No atual contexto, “são exatamente as mulheres com maior escolaridade que possuem o maior índice de desemprego. Ou seja, não serão só as mulheres mais pobres que sofrerão com essa PEC. As mulheres de classe média com maior instrução também sofrerão com a reforma. […] Mais de 60% das mulheres desempregadas possuem instrução acima do nível médio.”, complementou.
INFORMALIDADE
Denise cita que, no caso das empregadas domésticas, por exemplo, na faixa etária dos 16 a 64 anos, “são 5,4 milhões de mulheres. Dessa, 3,8 milhões, ou 70% não têm carteira assinada. Do total das mulheres ocupadas, 13,5% são trabalhadoras domésticas”.

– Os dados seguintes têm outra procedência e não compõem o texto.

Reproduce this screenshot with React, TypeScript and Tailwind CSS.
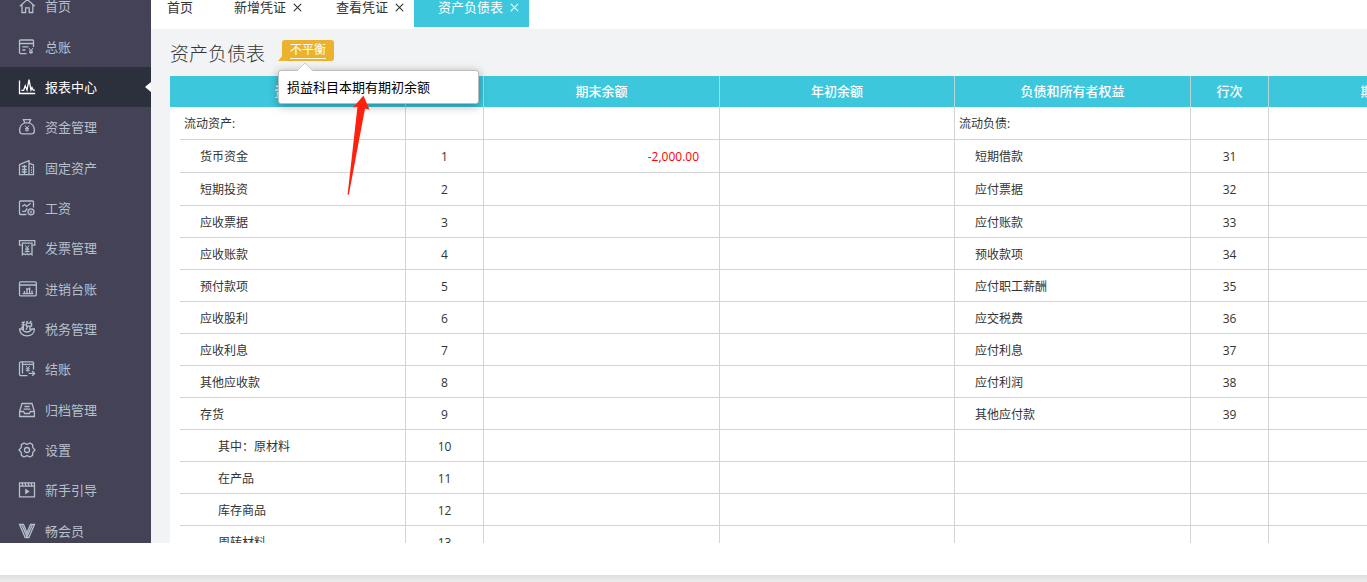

“O trabalho doméstico é o retrato das baixíssimas chances de se aposentar. Essas mulheres serão profundamente atingidas. Elas não alcançarão a Previdência.”, disse a professora da UFRJ.
PENSÕES REDUZIDAS
Ela denuncia ainda, ao falar das mudanças da PEC sobre as pensões por morte, que os impactos serão severos sobre as mulheres à medida que estas ficam mais tempo fora do mercado de trabalho e, por conseqüência, acabam por depender da renda do homem e, quando esse homem falece, passa a depender da pensão deixada por ele para sustentar seus filhos.
“A PEC reduz a pensão a 60% mais 10% para cada dependente, correndo risco dessa pensão ser inferior ao salário mínimo. Quando se sabe que essa é a situação macroeconômica do país, que condena as mulheres há muito mais tempo de desemprego.”, disse Denise.
BENEFÍCIO SAQUEADO
Ainda segundo Denise, “a grande maioria dos aposentados, em torno de 75% em geral, receberão abaixo de 70% de todos os salários de contribuição. Dificilmente um trabalhador brasileiro superará os 70% [caso a PEC seja aprovada]”.

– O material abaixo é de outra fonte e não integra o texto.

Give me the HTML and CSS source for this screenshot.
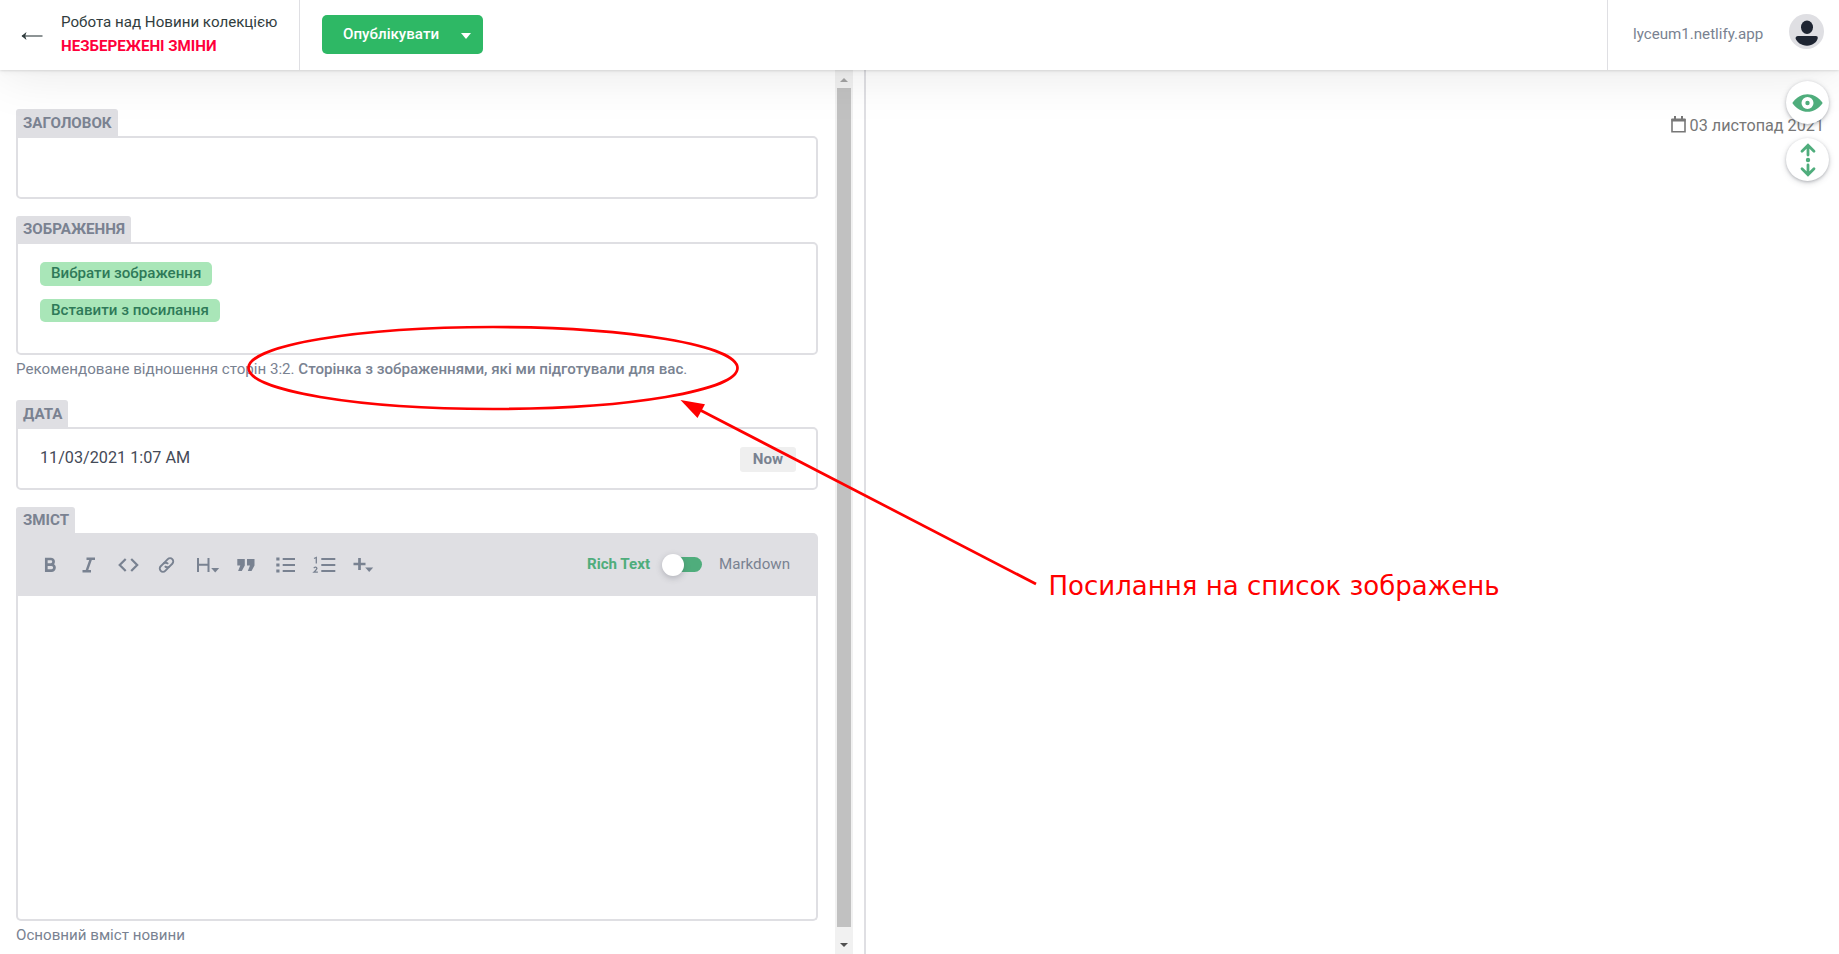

Denise defende que é necessário um crescimento de produtividade de apenas 0,7% ao ano, para manter o equilíbrio das contas e garantir a Seguridade Social. “Não é preciso empobrecer as mulheres, não é preciso condenar os negros e as negras à ausência do benefício […] era preciso uma política industrial mínima que assegurasse 0,77% do crescimento da produtividade”.

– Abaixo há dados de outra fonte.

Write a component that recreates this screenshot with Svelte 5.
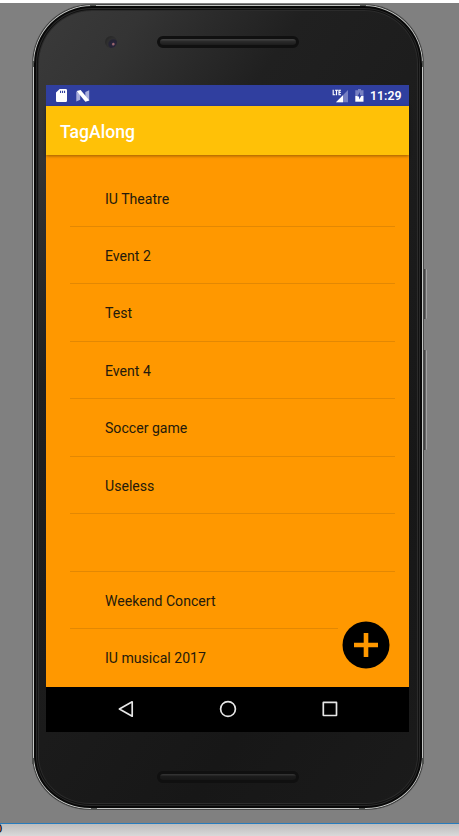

“Diminuir a renda e o acesso à aposentadoria é condenar as pessoas à morte”, completou.
MITOS
A economista ressaltou que o governo propaga mitos para conseguir obter apoio da população. “Há no debate muitos mitos e o primeiro mito é o de que temos um rombo fiscal na Previdência, de R$ 227 bilhões atualmente, segundo o Tribunal de Contas da União (TCU), e assim deveríamos fazer o ajuste fiscal”.
A economista apontou que de 2005 a 2015, houve superávit na Seguridade Social, que “para valores de 2016, chegou a R$ 957 bilhões”.
No entanto, a partir de 2016, com a profunda crise que assolou o país, a Previdência sofreu um impacto nas arrecadações devido à queda do emprego formal e o aumento da informalidade. Em vez de uma política de recuperação de emprego, a saída do governo foi tirar ainda mais os direitos e benefícios dos trabalhadores. É esse o objetivo quando tenta impor uma idade mínima e o aumento do tempo de contribuição, para dificultar cada vez mais o acesso à aposentadoria.
“Quando a Previdência começa a ter receita menor do que o gasto, a partir de 2016, nós recebemos a mais dura e cruel reforma da Previdência que já foi proposta. De fato um desacato aos brasileiros por que transformou os idosos num empecilho ao progresso, num entrave ao desenvolvimento econômico. Transformou em seres abrasivos que precisam ser descartados. É assim que se sentem 30 milhões de pessoas no país que recebem benefício da Previdência. Como seres fardos da sociedade, quando na verdade sempre contribuíram para um sistema que gerou superávits gigantescos durante 15 anos, seja diretamente, seja indiretamente.”
EMPRESAS DEVEDORAS
Gentil lembra ainda que o governo não diz que diversas empresas devem para Previdência Social mais de R$ 427 bilhões, sem contar com as empresas que já fecharam, e que estão brigando para não pagar. Desse modo, “se o governo cobrasse de maneira efetiva essa dívida, nós não estaríamos falando nesses déficits enormes que se dizem existir.”
DESONERAÇÕES E DRU
“Outra coisa, desonerações fiscais: R$ 283,4 bilhões em 2018. Se esse sistema é deficitário, por que o Estado permanece desonerando? Isso é uma contradição, um delírio fiscal!”, exclama a professora. “O Estado precisa se decidir, ou esse sistema é superavitário e pode renunciar a R$283,4 bilhões de receita, ou esse sistema é deficitário.”, completou.
“As sonegações chegam a R$500 bilhões de reais por ano. As Desvinculações de Receita da União (DRU) são R$ 100 bilhões por ano. Esse sistema é deficitário só no papel, porque não lhe faltam receitas para entrarem na planilha. Números que são obscurecidos do saber popular que precisam ser desnudados.”, disse a professora da UFRJ.